8. The management method of claim 3, wherein the resource allocator further performs the limiting processing by adjusting the operation status data of the virtual machine in performance abnormal status from a first operation status data to a second operation status data and restoring the operation status data of the virtual machine to the first operation status data upon detecting the releasing of the abnormal status.

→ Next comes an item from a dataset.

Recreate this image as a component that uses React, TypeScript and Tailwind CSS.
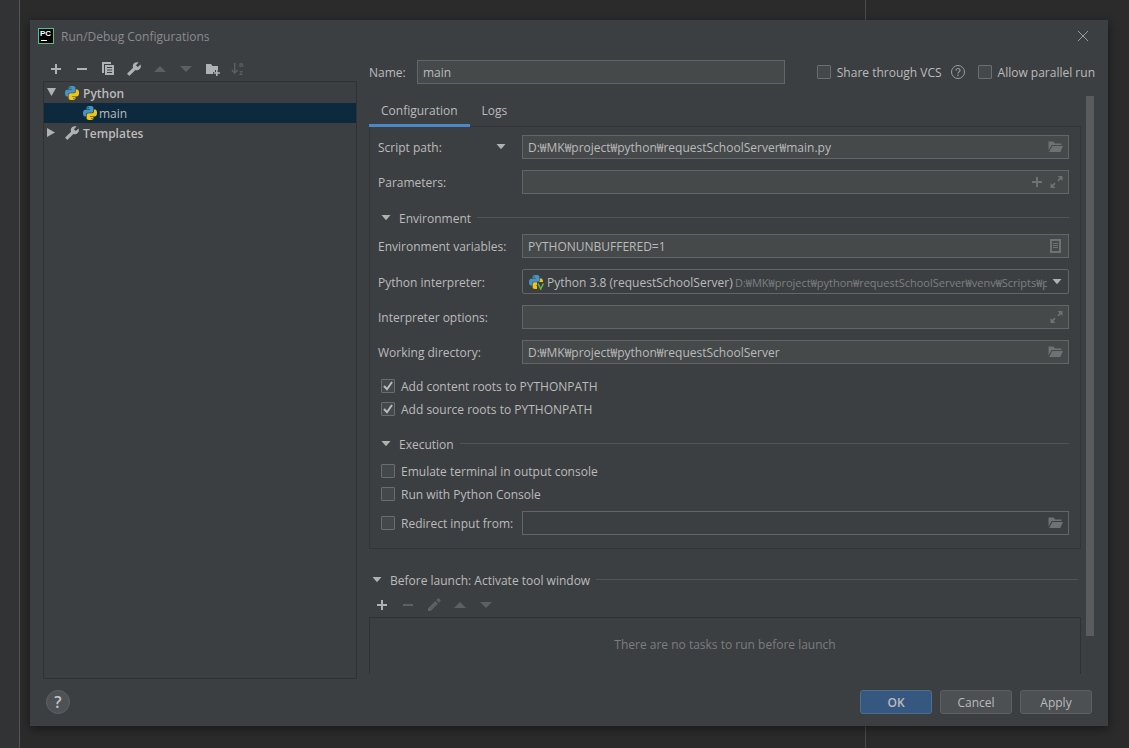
import { useState } from 'react'
import type { ReactNode } from 'react'
import clsx from 'clsx'

const WORKING_DIR = 'D:₩MK₩project₩python₩requestSchoolServer'

const FIELD = 'flex h-6 min-w-0 flex-1 items-center border border-[#646566] pr-[3px]'
const FIELD_INPUT = 'h-full min-w-0 flex-1 bg-transparent px-[5px] outline-none'

function Icon({ children, className = 'text-[#afb1b3]' }: { children: ReactNode; className?: string }) {
    return (
        <svg viewBox="0 0 16 16" className={clsx('h-4 w-4 shrink-0', className)} fill="currentColor" aria-hidden="true">
            {children}
        </svg>
    )
}

const PLUS = <path d="M7 3h2v4h4v2H9v4H7V9H3V7h4z" />
const MINUS = <path d="M3 7h10v2H3z" />
const UP = <path d="M2 11l6-6 6 6z" />
const DOWN = <path d="M2 5h12l-6 6z" />
const CARET = <path d="M3.5 5h9L8 10.3z" />
const WRENCH = (
    <path
        transform="translate(15.5 .5) scale(-.62 .62)"
        d="M22.7 19l-9.1-9.1c.9-2.3.4-5-1.5-6.9-2-2-5-2.4-7.4-1.3L9 6 6 9 1.6 4.7C.4 7.1.9 10.1 2.9 12.1c1.9 1.9 4.6 2.4 6.9 1.5l9.1 9.1c.4.4 1 .4 1.4 0l2.3-2.3c.5-.4.5-1.1.1-1.4z"
    />
)
const COPY = (
    <>
        <path d="M2 1h9v2H4v9H2z" />
        <path fillRule="evenodd" d="M5 4h9v10H5zM7 6v1h5V6zM7 8.5v1h5v-1zM7 11v1h5v-1z" />
    </>
)
const FOLDER_ADD = (
    <>
        <path d="M2 3h5l1.5 2H14v4h-3v2h-2v2H2z" />
        <path d="M12 9h1.6v2.2H16v1.6h-2.4V15H12v-2.2H9.8v-1.6H12z" />
    </>
)
const SORT = (
    <>
        <path d="M4 2h1.4v8.2l1.7-1.7 1 1L4.7 13 1.3 9.5l1-1L4 10.2z" />
        <g fontSize="8" fontWeight="700" fontFamily="Liberation Sans">
            <text x="9" y="6">a</text>
            <text x="9" y="14">z</text>
        </g>
    </>
)
const PENCIL = <path d="M2 11.2L9.3 4l2.7 2.7L4.7 14H2zM10.2 3.1l1.5-1.5a1 1 0 011.4 0l1.3 1.3a1 1 0 010 1.4l-1.5 1.5z" />
const FOLDER_OPEN = (
    <>
        <path d="M.5 2.5h5l1.5 2h6.5V6H3.7L.5 11.5z" />
        <path d="M4.3 7H15l-2.7 6H1.1z" />
    </>
)
const EXPAND = <path d="M9.5 2h5v5l-1.8-1.8-2.2 2.2-1.1-1.1L11.5 4zM7.5 14h-5V9l1.8 1.8 2.2-2.2 1.1 1.1L5.5 12z" />
const LIST = (
    <path fillRule="evenodd" d="M2 1h11v14H2zM4 3v10h7V3zM5 5h5v1H5zM5 7h5v1H5zM5 9h5v1H5z" />
)

function PythonIcon({ venv = false }: { venv?: boolean }) {
    return (
        <svg viewBox="0 0 16 16" className="h-4 w-4 shrink-0" aria-hidden="true">
            <g transform="translate(1 1) scale(.585)">
                <path
                    fill="#4495c6"
                    d="M11.914 0C5.82 0 6.2 2.656 6.2 2.656l.007 2.752h5.814v.826H3.9S0 5.789 0 11.969c0 6.18 3.403 5.96 3.403 5.96h2.03v-2.867s-.109-3.42 3.35-3.42h5.766s3.24.052 3.24-3.148V3.202S18.28 0 11.913 0zM8.708 1.85c.578 0 1.046.47 1.046 1.052 0 .581-.468 1.052-1.046 1.052-.579 0-1.046-.47-1.046-1.052 0-.582.467-1.052 1.046-1.052z"
                />
                <path
                    fill="#f0c514"
                    d="M12.087 24c6.092 0 5.712-2.656 5.712-2.656l-.007-2.752h-5.814v-.826h8.123s3.9.445 3.9-5.735c0-6.18-3.404-5.96-3.404-5.96h-2.03v2.867s.109 3.42-3.35 3.42H9.452s-3.24-.052-3.24 3.148v5.292S5.72 24 12.087 24zm3.206-1.85c-.579 0-1.046-.47-1.046-1.052 0-.581.467-1.052 1.046-1.052.578 0 1.046.47 1.046 1.052 0 .582-.468 1.052-1.046 1.052z"
                />
            </g>
            {venv && (
                <>
                    <path d="M9 8h7v8H9z" fill="#3c3f41" />
                    <path d="M10 9.5l2.7 5.5 2.7-5.5" fill="none" stroke="#62b543" strokeWidth="1.5" />
                </>
            )}
        </svg>
    )
}

function ToolButton({ label, icon, disabled = false }: { label: string; icon: ReactNode; disabled?: boolean }) {
    return (
        <button type="button" aria-label={label} disabled={disabled} className="flex h-6 w-[26px] items-center justify-center">
            <Icon className={disabled ? 'text-[#5d6062]' : 'text-[#afb1b3]'}>{icon}</Icon>
        </button>
    )
}

function FieldButton({ label, icon }: { label: string; icon: ReactNode }) {
    return (
        <button type="button" aria-label={label} className="flex h-5 w-[19px] items-center justify-center">
            <Icon className="text-[#6e7274]">{icon}</Icon>
        </button>
    )
}

function Checkbox({ label, defaultChecked = false }: { label: string; defaultChecked?: boolean }) {
    return (
        <label className="flex h-[23px] shrink-0 items-center gap-1.5 whitespace-nowrap">
            <span className="grid">
                <input
                    type="checkbox"
                    defaultChecked={defaultChecked}
                    className="peer h-3.5 w-3.5 appearance-none rounded-[1px] border border-[#6b6e70] bg-[#43494a] [grid-area:1/1]"
                />
                <svg
                    viewBox="0 0 14 14"
                    className="pointer-events-none invisible h-3.5 w-3.5 peer-checked:visible [grid-area:1/1]"
                    fill="none"
                    stroke="#bbbbbb"
                    strokeWidth="2"
                    aria-hidden="true"
                >
                    <path d="M3 7l3 3.2L11 3" />
                </svg>
            </span>
            <span className="pt-0.5">{label}</span>
        </label>
    )
}

function SectionHeading({ title }: { title: string }) {
    return (
        <button type="button" aria-expanded="true" className="flex h-[21px] w-full items-center whitespace-nowrap">
            <Icon>{CARET}</Icon>
            <span className="ml-[5px] pt-0.5">{title}</span>
            <span className="ml-1.5 h-px flex-1 bg-[#515355]" />
        </button>
    )
}

function FormRow({ id, label, aside, children }: { id: string; label: string; aside?: ReactNode; children: ReactNode }) {
    return (
        <div className="flex items-center">
            <div className="flex w-36 shrink-0 items-center justify-between pr-[13px]">
                <label htmlFor={id} className="pt-0.5 whitespace-nowrap">
                    {label}
                </label>
                {aside}
            </div>
            {children}
        </div>
    )
}

function ConfigurationTree() {
    return (
        <div className="flex w-[314px] shrink-0 flex-col pt-[5px]">
            <div className="flex">
                <ToolButton label="Add configuration" icon={PLUS} />
                <ToolButton label="Remove configuration" icon={MINUS} />
                <ToolButton label="Copy configuration" icon={COPY} />
                <ToolButton label="Edit templates" icon={WRENCH} />
                <ToolButton label="Move up" icon={UP} disabled />
                <ToolButton label="Move down" icon={DOWN} disabled />
                <ToolButton label="Create folder" icon={FOLDER_ADD} />
                <ToolButton label="Sort configurations" icon={SORT} disabled />
            </div>
            <ul role="tree" aria-label="Configurations" className="flex-1 border border-[#2f3234] pt-px">
                <li role="treeitem" aria-expanded="true" className="flex h-5 items-center font-semibold">
                    <Icon>
                        <path d="M3 3h9L7.5 11z" />
                    </Icon>
                    <span className="ml-1 flex items-center gap-[3px]">
                        <PythonIcon />
                        <span className="pt-0.5">Python</span>
                    </span>
                </li>
                <li role="treeitem" aria-selected="true" className="flex h-5 items-center gap-px bg-[#0d293e] pl-[38px]">
                    <PythonIcon />
                    <span className="pt-0.5">main</span>
                </li>
                <li role="treeitem" aria-expanded="false" className="flex h-5 items-center font-semibold">
                    <Icon>
                        <path d="M3 3v9l8-4.5z" />
                    </Icon>
                    <span className="ml-1 flex items-center gap-[3px]">
                        <Icon>{WRENCH}</Icon>
                        <span className="pt-0.5">Templates</span>
                    </span>
                </li>
            </ul>
        </div>
    )
}

function ConfigurationPanel() {
    return (
        <div className="border border-[#323537] pt-2 pr-[11px] pb-[13px] pl-2">
            <div className="flex flex-col gap-[11px]">
                <FormRow
                    id="script-path"
                    label="Script path:"
                    aside={
                        <button type="button" aria-label="Script path or module name">
                            <Icon>{CARET}</Icon>
                        </button>
                    }
                >
                    <div className={clsx(FIELD, 'bg-[#45494a]')}>
                        <input id="script-path" className={FIELD_INPUT} defaultValue={`${WORKING_DIR}₩main.py`} />
                        <FieldButton label="Browse script" icon={FOLDER_OPEN} />
                    </div>
                </FormRow>
                <FormRow id="parameters" label="Parameters:">
                    <div className={clsx(FIELD, 'bg-[#45494a]')}>
                        <input id="parameters" className={FIELD_INPUT} />
                        <FieldButton label="Insert macro" icon={PLUS} />
                        <FieldButton label="Expand parameters" icon={EXPAND} />
                    </div>
                </FormRow>
            </div>

            <div className="mt-[13px] mb-1.5">
                <SectionHeading title="Environment" />
            </div>
            <div className="flex flex-col gap-[11px]">
                <FormRow id="env-vars" label="Environment variables:">
                    <div className={clsx(FIELD, 'bg-[#45494a]')}>
                        <input id="env-vars" className={FIELD_INPUT} defaultValue="PYTHONUNBUFFERED=1" />
                        <FieldButton label="Edit environment variables" icon={LIST} />
                    </div>
                </FormRow>
                <FormRow id="interpreter" label="Python interpreter:">
                    <div className="flex h-[25px] min-w-0 flex-1 items-center rounded-xs border border-[#646566] pr-[3px] pl-[5px]">
                        <PythonIcon venv />
                        <select id="interpreter" className="ml-[3px] shrink-0 appearance-none bg-transparent pt-0.5 outline-none">
                            <option>Python 3.8 (requestSchoolServer)</option>
                        </select>
                        <span className="mr-0.5 ml-0.5 min-w-0 flex-1 overflow-hidden pt-0.5 text-[11px] whitespace-nowrap text-[#7d7f80]">
                            {WORKING_DIR}₩venv₩Scripts₩python.exe
                        </span>
                        <Icon>{CARET}</Icon>
                    </div>
                </FormRow>
                <FormRow id="interpreter-options" label="Interpreter options:">
                    <div className={clsx(FIELD, 'bg-[#45494a]')}>
                        <input id="interpreter-options" className={FIELD_INPUT} />
                        <FieldButton label="Expand interpreter options" icon={EXPAND} />
                    </div>
                </FormRow>
                <FormRow id="working-directory" label="Working directory:">
                    <div className={clsx(FIELD, 'bg-[#45494a]')}>
                        <input id="working-directory" className={FIELD_INPUT} defaultValue={WORKING_DIR} />
                        <FieldButton label="Browse working directory" icon={FOLDER_OPEN} />
                    </div>
                </FormRow>
            </div>
            <div className="mt-2.5 pl-[3px]">
                <Checkbox label="Add content roots to PYTHONPATH" defaultChecked />
                <Checkbox label="Add source roots to PYTHONPATH" defaultChecked />
            </div>

            <div className="mt-[13px] mb-[5px]">
                <SectionHeading title="Execution" />
            </div>
            <div className="pl-[3px]">
                <Checkbox label="Emulate terminal in output console" />
                <Checkbox label="Run with Python Console" />
            </div>
            <div className="mt-1.5 flex items-center">
                <div className="w-36 shrink-0 pl-[3px]">
                    <Checkbox label="Redirect input from:" />
                </div>
                <div className={FIELD}>
                    <input aria-label="Redirect input from" className={FIELD_INPUT} />
                    <FieldButton label="Browse input file" icon={FOLDER_OPEN} />
                </div>
            </div>
        </div>
    )
}

function BeforeLaunch() {
    return (
        <section className="mt-5 flex flex-1 flex-col">
            <div className="pr-[3px]">
                <SectionHeading title="Before launch: Activate tool window" />
            </div>
            <div className="mt-[3px] flex">
                <ToolButton label="Add task" icon={PLUS} />
                <ToolButton label="Remove task" icon={MINUS} disabled />
                <ToolButton label="Edit task" icon={PENCIL} disabled />
                <ToolButton label="Move task up" icon={UP} disabled />
                <ToolButton label="Move task down" icon={DOWN} disabled />
            </div>
            <p className="flex-1 border border-b-0 border-[#2f3234] pt-[18px] text-center text-[#7b7d7e]">
                There are no tasks to run before launch
            </p>
        </section>
    )
}

export default function App() {
    const [tab, setTab] = useState('Configuration')

    return (
        <div className="relative flex min-h-screen bg-[#2b2b2b] font-['Open_Sans','Noto_Sans_CJK_KR',sans-serif] text-[12px] leading-[18px] text-[#bbbbbb]">
            <div className="w-5 shrink-0 border-r border-[#555555] bg-[#313335]" />
            <div className="absolute inset-y-0 left-[865px] w-px bg-[#4b4b4b]" />

            <main className="relative flex min-w-0 flex-1 pt-5 pr-[21px] pb-[22px] pl-2.5">
                <div
                    role="dialog"
                    aria-label="Run/Debug Configurations"
                    className="flex min-w-0 flex-1 flex-col bg-[#3c3f41] shadow-[0_3px_10px_rgba(0,0,0,0.45)]"
                >
                    <header className="flex h-8 items-center pr-[17px] pl-2">
                        <svg viewBox="0 0 16 16" className="h-4 w-4" aria-hidden="true">
                            <path d="M0 0h16v16H0z" fill="#3dc995" />
                            <path d="M1 1h14v14H1z" fill="#000000" />
                            <text x="2" y="8" fontSize="8" fontWeight="700" fontFamily="Liberation Sans" fill="#ffffff">PC</text>
                            <path d="M3 12h6v1H3z" fill="#ffffff" />
                        </svg>
                        <h1 className="ml-[7px] flex-1 pt-0.5 text-[#8a8c8e]">Run/Debug Configurations</h1>
                        <button type="button" aria-label="Close">
                            <Icon className="text-[#9a9c9d]">
                                <path d="M3 3l10 10M13 3L3 13" stroke="currentColor" />
                            </Icon>
                        </button>
                    </header>

                    <div className="flex flex-1 gap-3 px-[13px]">
                        <ConfigurationTree />
                        <div className="mb-[5px] flex min-w-0 flex-1 flex-col pt-2">
                            <div className="flex items-center">
                                <label htmlFor="name" className="w-12 shrink-0 pt-0.5">
                                    Name:
                                </label>
                                <div className={clsx(FIELD, 'bg-[#45494a]')}>
                                    <input id="name" className={FIELD_INPUT} defaultValue="main" />
                                </div>
                                <div className="ml-8 flex items-center">
                                    <Checkbox label="Share through VCS" />
                                    <button type="button" aria-label="About sharing" className="mr-3 ml-2">
                                        <Icon className="text-[#9a9c9e]">
                                            <circle cx="8" cy="8" r="6.5" fill="none" stroke="currentColor" />
                                            <path d="M6 6.5a2 2 0 114 0c0 1.3-2 1.5-2 3" fill="none" stroke="currentColor" strokeWidth="1.2" />
                                            <path d="M7.4 10.6h1.2v1.3H7.4z" />
                                        </Icon>
                                    </button>
                                    <Checkbox label="Allow parallel run" />
                                </div>
                            </div>

                            <div className="mt-3 flex flex-1">
                                <div className="flex min-w-0 flex-1 flex-col">
                                    <div role="tablist" className="relative -mb-px flex h-[31px]">
                                        {['Configuration', 'Logs'].map((name) => (
                                            <button
                                                key={name}
                                                type="button"
                                                role="tab"
                                                aria-selected={tab === name}
                                                onClick={() => setTab(name)}
                                                className={clsx(
                                                    'border-b-3 px-3 pt-0.5',
                                                    tab === name ? 'border-[#4a88c7]' : 'border-transparent',
                                                )}
                                            >
                                                {name}
                                            </button>
                                        ))}
                                    </div>
                                    <ConfigurationPanel />
                                    <BeforeLaunch />
                                </div>
                                <div className="mr-px mb-[38px] ml-[5px] w-2 bg-[#595b5d]" />
                            </div>
                        </div>
                    </div>

                    <footer className="flex items-center gap-2 px-4 pt-[11px] pb-3">
                        <button
                            type="button"
                            aria-label="Help"
                            className="mr-auto h-6 w-6 rounded-full border border-[#5e6163] bg-[#4e5254] text-[16px] leading-5 font-semibold text-[#c3c5c6]"
                        >
                            ?
                        </button>
                        <button type="button" className="h-6 w-[72px] rounded-[3px] border border-[#4c708c] bg-[#365880] pt-0.5 font-semibold">
                            OK
                        </button>
                        <button type="button" className="h-6 w-[72px] rounded-[3px] border border-[#5e6060] bg-[#4c5052] pt-0.5">
                            Cancel
                        </button>
                        <button type="button" className="h-6 w-[72px] rounded-[3px] border border-[#5e6060] bg-[#4c5052] pt-0.5">
                            Apply
                        </button>
                    </footer>
                </div>
            </main>
        </div>
    )
}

9. A management system for management of resources of servers, comprising:

a plurality of servers;

a plurality of virtual machines, wherein the virtual machines are separately configured on the servers; and

a management device coupled to the servers through a network, including:

a resource status monitor coupled to the servers for collecting performance monitoring data of each resource within each of the servers and operation status data of the virtual machines within the servers;

an abnormality analysis and determination device coupled to the resource status monitor for analyzing the performance monitoring data and the operation status data collected to determine whether a virtual machine in performance abnormal status is exist among the virtual machines and automatically send a trigger signal in response to determining that the virtual machine in performance abnormal status is exist; and

a resource allocator coupled to the abnormality analysis and determination device for automatically performing a processing on the virtual machine in performance abnormal status in response to the trigger signal,

wherein the processing is at least one action of a limiting processing, a transfer processing and a resource allocation.

10. The management system of claim 9, further comprising a database for storing information on abnormality determination rules for used by the abnormality analysis and determination device to determine whether the virtual machine in performance abnormal status is exist among the servers according to the performance monitoring data and the operation status data collected.